Perhaps Cuba’s most memorable patriot and National Hero, José Martí was born in Havana in 1853 and spent twenty-four years in exile. The José Martí Memorial that dominates Plaza de la Revolución in Havana’s Vedado district, aside from being the tallest structure in the city, has a story as long and complicated as Cuba itself.
As a poet, journalist, and philosopher, Martí wrote passionately about liberty, oppression, love, human rights, duty, and rebellion. He was a key figure in the first wave of Cuban revolutionaries seeking independence from Spanish rule. One month after regaining admittance to Cuba, Martí died in battle fighting Spanish soldiers. If the Castros and Che Guevara represent the administrative triumvirate of modern Cuba, Martí represents its historic heart and soul.

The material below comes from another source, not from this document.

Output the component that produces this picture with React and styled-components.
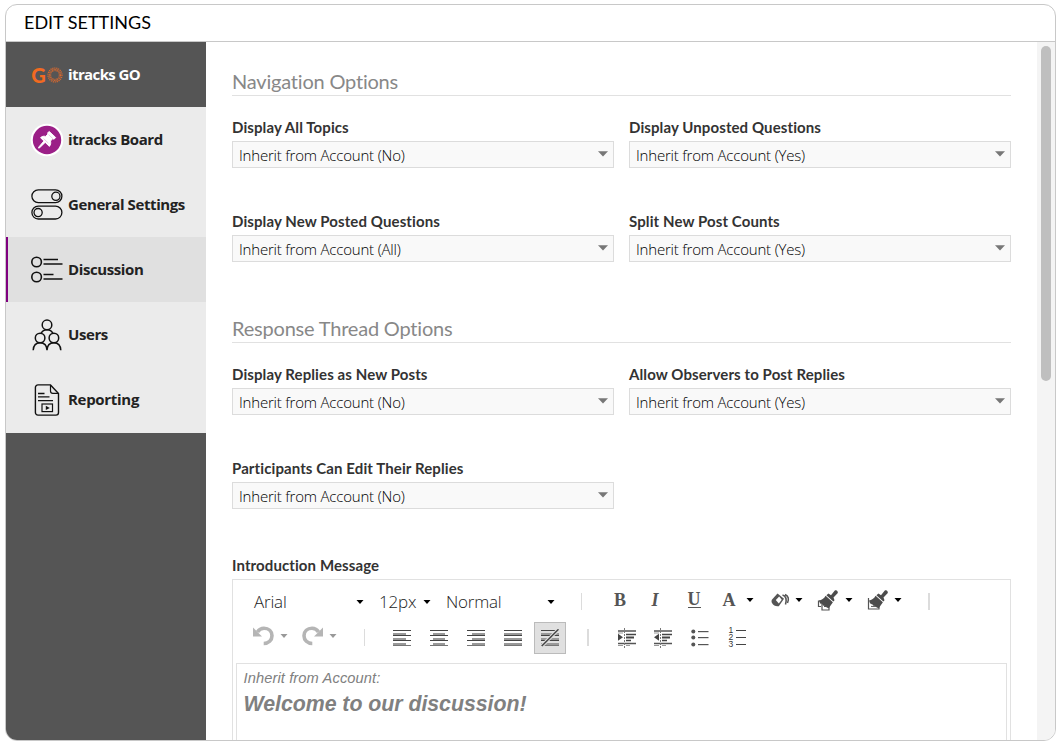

The first attempt to create a memorial to Martí, in the form of a design competition, was launched in 1939. Several years would pass and three more competitions would take place before the design by architect Aquiles Maza and sculptor Juan José Sicre was chosen. However, there were problems with securing the necessary land in pre-Communist Cuba. It wasn’t until 1952, when Fulgencia Batista assumed power, that the project resumed in earnest. But other obstacles materialized: Baptista preferred another design to the one that had been selected in the competition. After numerous squabbles, the decision was made to incorporate ideas from several designs. So very much like the Cuban people themselves, José Martí’s tower was an amalgamation of disparate elements. The tower was completed in 1958, a short time before Batista fled the country and Fidel Castro’s 26th of July Movement took control.
The shape of the building is that of a five-pointed star reminiscent of the one that graces the Cuban flag, a symbol of independence. The bottom floor of the memorial serves as a museum of Cuban history and the top floor provides a 360 degree panorama of Havana. The tower itself, though constructed of marble, resembles mid-20th century Brutalist architecture and would be nothing more than another soulless government building were it not for the elegant Sicre sculpture of Martí at the building’s entrance. Martí’s serene countenance looks down on approaching visitors, reminding tourists and native Cubanos alike of the ideals and aspirations that are part of the island’s past and the sacrifices and struggles that are yet to come.